* START *

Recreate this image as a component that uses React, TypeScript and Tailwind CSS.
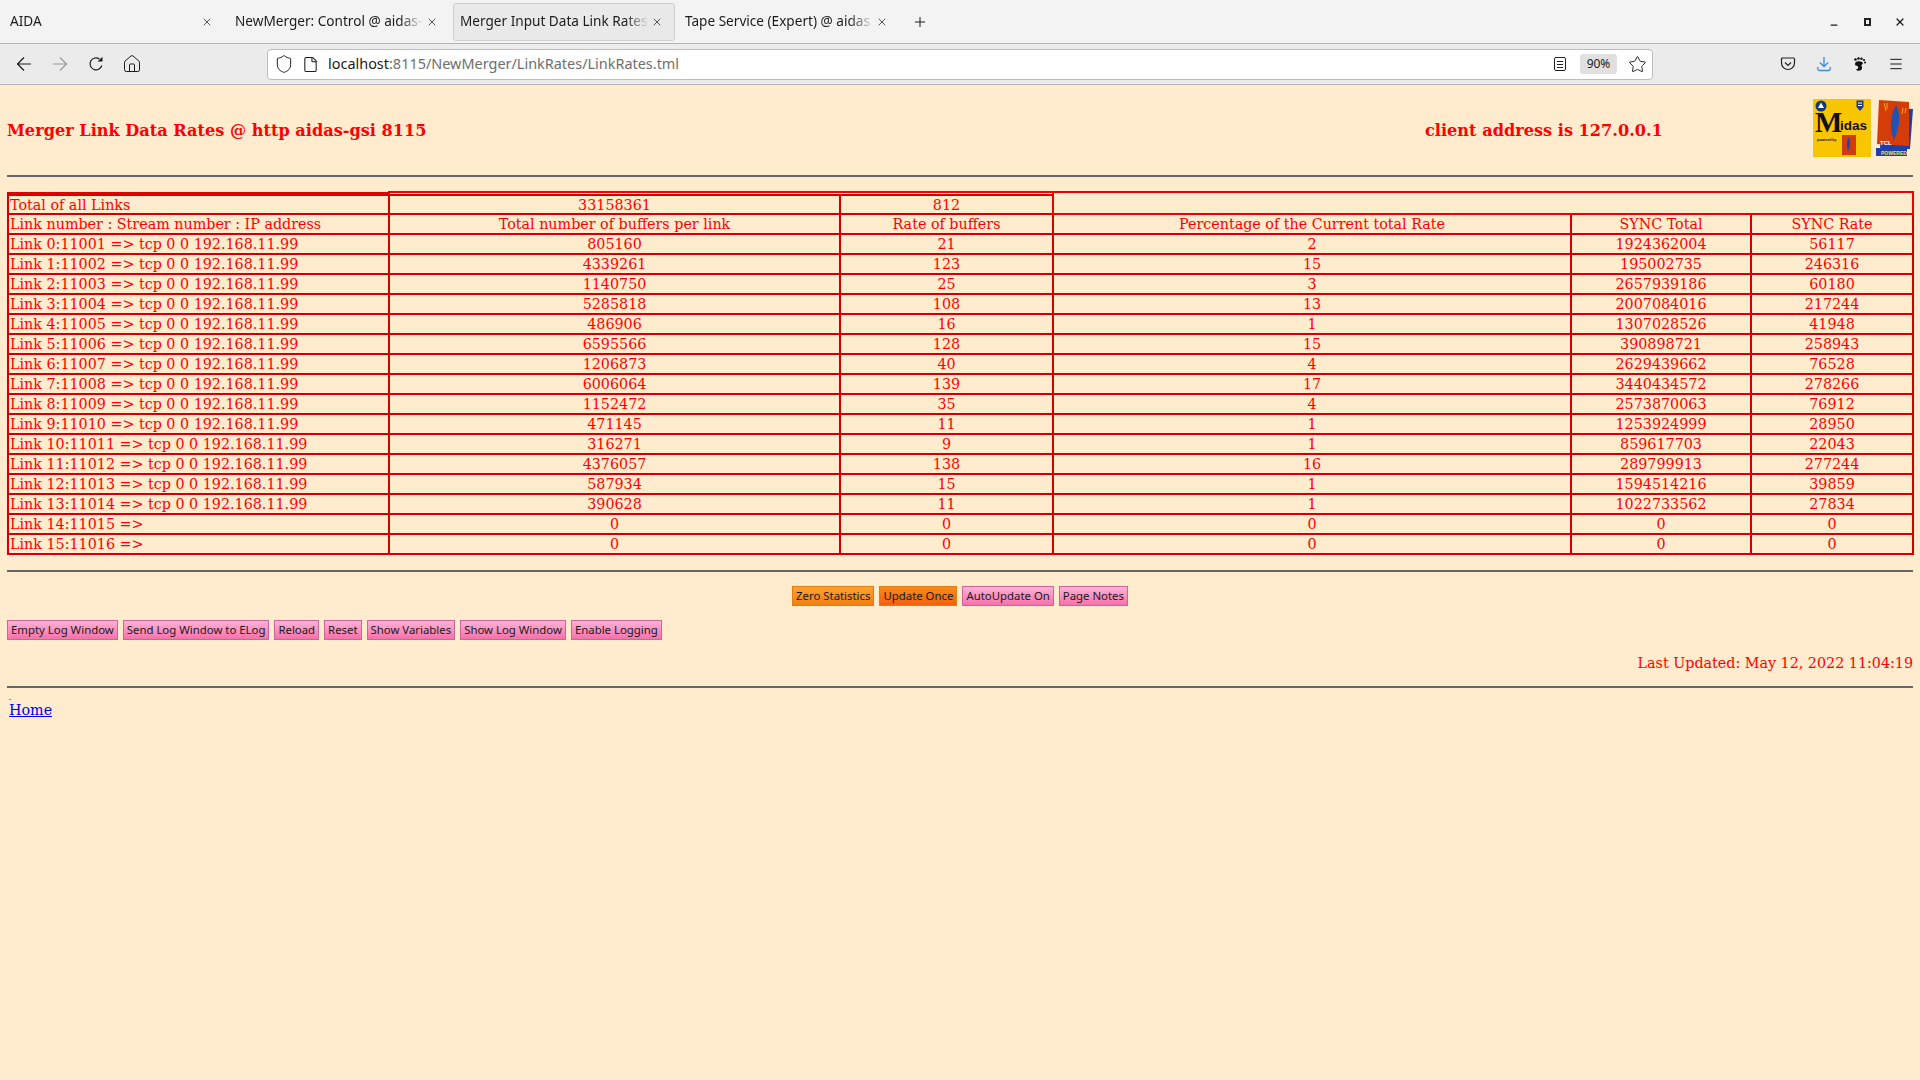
import { Home, Shield, File, Star, Menu, X, Plus, Minus } from "lucide-react";

const serif = "font-['DejaVu_Serif','Liberation_Serif',serif]";

const tabs = [
  { title: "AIDA", active: false },
  { title: "NewMerger: Control @ aidas-", active: false },
  { title: "Merger Input Data Link Rates", active: true },
  { title: "Tape Service (Expert) @ aidas", active: false },
];

// name, buffers, rate, percent, sync total, sync rate
const rows: string[][] = [
  ["Link 0:11001 => tcp 0 0 192.168.11.99", "805160", "21", "2", "1924362004", "56117"],
  ["Link 1:11002 => tcp 0 0 192.168.11.99", "4339261", "123", "15", "195002735", "246316"],
  ["Link 2:11003 => tcp 0 0 192.168.11.99", "1140750", "25", "3", "2657939186", "60180"],
  ["Link 3:11004 => tcp 0 0 192.168.11.99", "5285818", "108", "13", "2007084016", "217244"],
  ["Link 4:11005 => tcp 0 0 192.168.11.99", "486906", "16", "1", "1307028526", "41948"],
  ["Link 5:11006 => tcp 0 0 192.168.11.99", "6595566", "128", "15", "390898721", "258943"],
  ["Link 6:11007 => tcp 0 0 192.168.11.99", "1206873", "40", "4", "2629439662", "76528"],
  ["Link 7:11008 => tcp 0 0 192.168.11.99", "6006064", "139", "17", "3440434572", "278266"],
  ["Link 8:11009 => tcp 0 0 192.168.11.99", "1152472", "35", "4", "2573870063", "76912"],
  ["Link 9:11010 => tcp 0 0 192.168.11.99", "471145", "11", "1", "1253924999", "28950"],
  ["Link 10:11011 => tcp 0 0 192.168.11.99", "316271", "9", "1", "859617703", "22043"],
  ["Link 11:11012 => tcp 0 0 192.168.11.99", "4376057", "138", "16", "289799913", "277244"],
  ["Link 12:11013 => tcp 0 0 192.168.11.99", "587934", "15", "1", "1594514216", "39859"],
  ["Link 13:11014 => tcp 0 0 192.168.11.99", "390628", "11", "1", "1022733562", "27834"],
  ["Link 14:11015 =>", "0", "0", "0", "0", "0"],
  ["Link 15:11016 =>", "0", "0", "0", "0", "0"],
];

const cell = "border-2 border-[#d40000] h-5 p-0 px-[1px] leading-[18px] font-normal";
const firstCell = "border-2 border-[#d40000] h-[19px] p-0 px-[1px] leading-[16px] font-normal";

function PageButton({ label, color }: { label: string; color: "pink" | "orange" | "deep" }) {
  const styles = {
    pink: "border-[#cc6699] bg-gradient-to-b from-[#ffb0d8] to-[#f570aa]",
    orange: "border-[#e08010] bg-gradient-to-b from-[#ffa030] to-[#f08010]",
    deep: "border-[#e08010] bg-gradient-to-b from-[#f98a1c] to-[#f25f0c]",
  };
  return (
    <button className={`h-5 px-[3px] border text-[11.38px] leading-none text-[#1a1a1a] font-['Noto_Sans',sans-serif] whitespace-nowrap ${styles[color]}`}>
      {label}
    </button>
  );
}

function MidasLogo() {
  return (
    <svg width="58" height="58" viewBox="0 0 58 58" className="shrink-0">
      <rect width="58" height="58" fill="#f7c600" />
      <circle cx="8" cy="7" r="5.500" fill="#123a7a" />
      <path d="M8 3.500 L11 9 H5 Z" fill="#ffffff" />
      <path d="M43.500 1.500 H50.500 V8 L47 12 L43.500 8 Z" fill="#1d3c8f" />
      <rect x="45" y="3.500" width="4" height="1" fill="#ffffff" />
      <rect x="45" y="6" width="4" height="1" fill="#ffffff" />
      <text x="2" y="33" fontFamily="'Liberation Serif', serif" fontWeight="700" fontSize="29" fill="#111">M</text>
      <text x="27" y="31" fontFamily="'Liberation Sans', sans-serif" fontWeight="700" fontSize="13.500" fill="#111">idas</text>
      <text x="4" y="41.500" fontFamily="'Liberation Sans', sans-serif" fontWeight="700" fontSize="3.500" fill="#111">powered by</text>
      <rect x="29" y="36" width="14" height="20" fill="#d13c0a" />
      <path d="M36 38 C33 43 34 48 35 52 C37 48 38 43 36 38 Z" fill="#2148a8" />
    </svg>
  );
}

function TclLogo() {
  return (
    <svg width="37" height="58" viewBox="0 0 37 58" className="shrink-0">
      <path d="M6 8 L37 10 L34 50 L4 50 Z" fill="#1d3fa8" />
      <path d="M3 1 L33 3 L33 47 L1 45 Z" fill="#d63c08" />
      <path d="M20 6 C13 18 14 32 18 41 C23 30 26 16 20 6 Z" fill="#2452b0" />
      <path d="M8 4 L10 12 M11 4 L11 10 M27 9 L26 15 M30 9 L29 14" stroke="#f5a623" strokeWidth="1" />
      <text x="4" y="46" fontFamily="'Liberation Sans', sans-serif" fontWeight="700" fontSize="6" fill="#fff">TCL</text>
      <rect x="0" y="49" width="31" height="8" fill="#1d3fa8" />
      <text x="5" y="55.500" fontFamily="'Liberation Sans', sans-serif" fontWeight="700" fontSize="5" fill="#f7e63a">POWERED</text>
    </svg>
  );
}

function NavArrow({ flip, className }: { flip?: boolean; className?: string }) {
  return (
    <svg width="16" height="16" viewBox="0 0 16 16" fill="none" stroke="currentColor" strokeWidth="1.200" className={`${flip ? "rotate-180" : ""} ${className ?? ""}`}>
      <path d="M1.500 8 H15 M8 1.500 L1.500 8 L8 14.500" />
    </svg>
  );
}

function BrowserChrome() {
  return (
    <div className="font-['Noto_Sans',sans-serif] text-[#1c1c1c]">
      <div className="h-[44px] bg-[#f3f3f3] border-b border-[#b4b4b4] flex items-center pl-[3px]">
        {tabs.map((t) => (
          <div
            key={t.title}
            className={`w-[222px] mr-[3px] h-[38px] shrink-0 flex items-center text-[13.6px] rounded-[3px] ${
              t.active ? "pl-[6px] pr-[11px] bg-[#e9e9e9] border border-[#cfcfcf]" : "pl-[7px] pr-[12px]"
            }`}
          >
            <span className="flex-1 overflow-hidden whitespace-nowrap [mask-image:linear-gradient(to_left,transparent,black_24px)]">{t.title}</span>
            <X size={12} strokeWidth={1.5} className="ml-[2px] shrink-0" />
          </div>
        ))}
        <Plus size={16} strokeWidth={1.5} className="ml-[9px]" />
        <div className="ml-auto flex items-center gap-[23px] pr-[14px]">
          <Minus size={10} strokeWidth={3} className="mt-[6px] mr-[2px]" />
          <div className="w-[7px] h-[8px] border-2 border-[#222]" />
          <X size={12} strokeWidth={2.5} />
        </div>
      </div>
      <div className="h-[41px] bg-[#ebebeb] border-b border-[#b8b8b8] flex items-center pl-[16px] pr-[16px]">
        <NavArrow />
        <NavArrow flip className="ml-[20px] text-[#9a9a9a]" />
        <svg width="16" height="16" viewBox="0 0 16 16" fill="none" stroke="currentColor" strokeWidth="1.200" className="ml-[20px]">
          <path d="M13.800 9.500 A6 6 0 1 1 11.500 3" />
          <path d="M9.500 5.500 L14.500 5.500 L14.500 0.800 Z" fill="currentColor" stroke="none" />
        </svg>
        <Home size={20} strokeWidth={1.2} className="ml-[18px]" />
        <div className="ml-[125px] w-[1386px] h-[31px] bg-white border border-[#bdbdbd] rounded-[4px] flex items-center pl-[6px] pr-[5px]">
          <Shield size={20} strokeWidth={1.2} />
          <File size={17} strokeWidth={1.5} className="ml-[8px]" />
          <span className="ml-[9px] text-[14.45px]">
            localhost<span className="text-[#6e6e6e]">:8115/NewMerger/LinkRates/LinkRates.tml</span>
          </span>
          <div className="ml-auto w-[12px] h-[14px] border-[1.5px] border-[#222] rounded-[2px] flex flex-col items-center justify-center gap-[2px]">
            <div className="w-[6px] h-px bg-[#222]" />
            <div className="w-[6px] h-px bg-[#222]" />
            <div className="w-[6px] h-px bg-[#222]" />
          </div>
          <div className="ml-[14px] w-[37px] h-[20px] bg-[#e0e0e0] rounded-[3px] text-[12px] flex items-center justify-center">90%</div>
          <Star size={19} strokeWidth={1.2} className="ml-[11px]" />
        </div>
        <div className="ml-auto flex items-center gap-[20px]">
          <svg width="16" height="16" viewBox="0 0 16 16" fill="none" stroke="#222" strokeWidth="1.200">
            <path d="M2.500 2 H13.500 A1 1 0 0 1 14.500 3 V7 A6.500 6.500 0 0 1 1.500 7 V3 A1 1 0 0 1 2.500 2 Z" />
            <path d="M5 6.500 L8 9.500 L11 6.500" />
          </svg>
          <svg width="16" height="16" viewBox="0 0 16 16" fill="none" stroke="#3b8be0" strokeWidth="1.300">
            <path d="M8 1 V10.500 M3.800 6.500 L8 10.500 L12.200 6.500" />
            <path d="M1.800 11 V13 A1.500 1.500 0 0 0 3.300 14.500 H12.700 A1.500 1.500 0 0 0 14.200 13 V11" />
          </svg>
          <svg width="16" height="16" viewBox="0 0 16 16" fill="#111">
            <path d="M3 8 C3 5.500 6 5 8.500 5.500 C11 6 11.500 7.500 10 8.500 C8.500 9.500 10.500 10.500 10 12.500 C9.500 15 5.500 15.500 4 13.500 C5.500 13 7 12 6 10.500 C5 9.500 3 10 3 8 Z" />
            <circle cx="3.500" cy="3.500" r="1.300" />
            <circle cx="6.500" cy="2.500" r="1.300" />
            <circle cx="9.500" cy="2.800" r="1.200" />
            <circle cx="12" cy="4" r="1.100" />
            <circle cx="13" cy="6.500" r="1" />
          </svg>
          <Menu size={16} strokeWidth={1.5} />
        </div>
      </div>
    </div>
  );
}

function Rule() {
  return <hr className="border-0 h-[2px] bg-[#666666] mx-[7px]" />;
}

export default function App() {
  return (
    <div className={`w-[1920px] h-[1080px] overflow-hidden bg-[#ffebcd] text-[14.3px] text-[#ff0000] ${serif}`}>
      <BrowserChrome />

      {/* header */}
      <div className="h-[90px] flex items-center pl-[7px] pr-[7px] font-bold text-[16.15px]">
        <span className="w-[1418px] mt-[3px]">Merger Link Data Rates @ http aidas-gsi 8115</span>
        <span className="flex-1 mt-[3px]">client address is 127.0.0.1</span>
        <div className="flex items-center gap-[5px] mb-[4px]">
          <MidasLogo />
          <TclLogo />
        </div>
      </div>
      <Rule />

      <div className="mx-[7px] mt-[14px]">
        <table className="w-[1905px] table-fixed border-collapse">
          <colgroup>
            <col className="w-[381px]" />
            <col className="w-[451px]" />
            <col className="w-[213px]" />
            <col className="w-[518px]" />
            <col className="w-[180px]" />
            <col className="w-[162px]" />
          </colgroup>
          <tbody>
            <tr className="h-[3px]">
              <td className="p-0 border-x-2 border-x-[#d40000] bg-[#e00000]" />
              <td colSpan={2} className="p-0 border-t-2 border-t-[#ff0000]" />
              <td colSpan={3} rowSpan={2} className="p-0 border-2 border-[#f00000]" />
            </tr>
            <tr>
              <td className={firstCell}>Total of all Links</td>
              <td className={`${firstCell} text-center`}>33158361</td>
              <td className={`${firstCell} text-center`}>812</td>
            </tr>
            <tr>
              <td className={cell}>Link number : Stream number : IP address</td>
              <td className={`${cell} text-center`}>Total number of buffers per link</td>
              <td className={`${cell} text-center`}>Rate of buffers</td>
              <td className={`${cell} text-center`}>Percentage of the Current total Rate</td>
              <td className={`${cell} text-center`}>SYNC Total</td>
              <td className={`${cell} text-center`}>SYNC Rate</td>
            </tr>
            {rows.map((r) => (
              <tr key={r[0]}>
                {r.map((v, i) => (
                  <td key={i} className={`${cell} ${i > 0 ? "text-center" : ""}`}>
                    {v}
                  </td>
                ))}
              </tr>
            ))}
          </tbody>
        </table>
      </div>

      <div className="mt-[15px]">
        <Rule />
      </div>

      <div className="mt-[14px] flex justify-center gap-[5px]">
        <PageButton label="Zero Statistics" color="orange" />
        <PageButton label="Update Once" color="deep" />
        <PageButton label="AutoUpdate On" color="pink" />
        <PageButton label="Page Notes" color="pink" />
      </div>

      <div className="mt-[14px] ml-[7px] flex gap-[5px]">
        <PageButton label="Empty Log Window" color="pink" />
        <PageButton label="Send Log Window to ELog" color="pink" />
        <PageButton label="Reload" color="pink" />
        <PageButton label="Reset" color="pink" />
        <PageButton label="Show Variables" color="pink" />
        <PageButton label="Show Log Window" color="pink" />
        <PageButton label="Enable Logging" color="pink" />
      </div>

      <div className="mt-[13px] pr-[7px] text-right">Last Updated: May 12, 2022 11:04:19</div>

      <div className="mt-[12px]">
        <Rule />
      </div>

      <div className="mt-[11px] ml-[9px]">
        <div className="w-[2px] h-px bg-[#888888]" />
        <a href="#" className="text-[#0000ee] underline">
          Home
        </a>
      </div>
    </div>
  );
}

* END *

- _STATED TASK_
Your task is to reproduce exactly the lines from the start of the data above through the line containing "border-[#d40000] h-[19px] p-0", leaving every picture out.

- _RESULT BELOW_
Recreate this image as a component that uses React, TypeScript and Tailwind CSS.
import { Home, Shield, File, Star, Menu, X, Plus, Minus } from "lucide-react";

const serif = "font-['DejaVu_Serif','Liberation_Serif',serif]";

const tabs = [
  { title: "AIDA", active: false },
  { title: "NewMerger: Control @ aidas-", active: false },
  { title: "Merger Input Data Link Rates", active: true },
  { title: "Tape Service (Expert) @ aidas", active: false },
];

// name, buffers, rate, percent, sync total, sync rate
const rows: string[][] = [
  ["Link 0:11001 => tcp 0 0 192.168.11.99", "805160", "21", "2", "1924362004", "56117"],
  ["Link 1:11002 => tcp 0 0 192.168.11.99", "4339261", "123", "15", "195002735", "246316"],
  ["Link 2:11003 => tcp 0 0 192.168.11.99", "1140750", "25", "3", "2657939186", "60180"],
  ["Link 3:11004 => tcp 0 0 192.168.11.99", "5285818", "108", "13", "2007084016", "217244"],
  ["Link 4:11005 => tcp 0 0 192.168.11.99", "486906", "16", "1", "1307028526", "41948"],
  ["Link 5:11006 => tcp 0 0 192.168.11.99", "6595566", "128", "15", "390898721", "258943"],
  ["Link 6:11007 => tcp 0 0 192.168.11.99", "1206873", "40", "4", "2629439662", "76528"],
  ["Link 7:11008 => tcp 0 0 192.168.11.99", "6006064", "139", "17", "3440434572", "278266"],
  ["Link 8:11009 => tcp 0 0 192.168.11.99", "1152472", "35", "4", "2573870063", "76912"],
  ["Link 9:11010 => tcp 0 0 192.168.11.99", "471145", "11", "1", "1253924999", "28950"],
  ["Link 10:11011 => tcp 0 0 192.168.11.99", "316271", "9", "1", "859617703", "22043"],
  ["Link 11:11012 => tcp 0 0 192.168.11.99", "4376057", "138", "16", "289799913", "277244"],
  ["Link 12:11013 => tcp 0 0 192.168.11.99", "587934", "15", "1", "1594514216", "39859"],
  ["Link 13:11014 => tcp 0 0 192.168.11.99", "390628", "11", "1", "1022733562", "27834"],
  ["Link 14:11015 =>", "0", "0", "0", "0", "0"],
  ["Link 15:11016 =>", "0", "0", "0", "0", "0"],
];

const cell = "border-2 border-[#d40000] h-5 p-0 px-[1px] leading-[18px] font-normal";
const firstCell = "border-2 border-[#d40000] h-[19px] p-0 px-[1px] leading-[16px] font-normal";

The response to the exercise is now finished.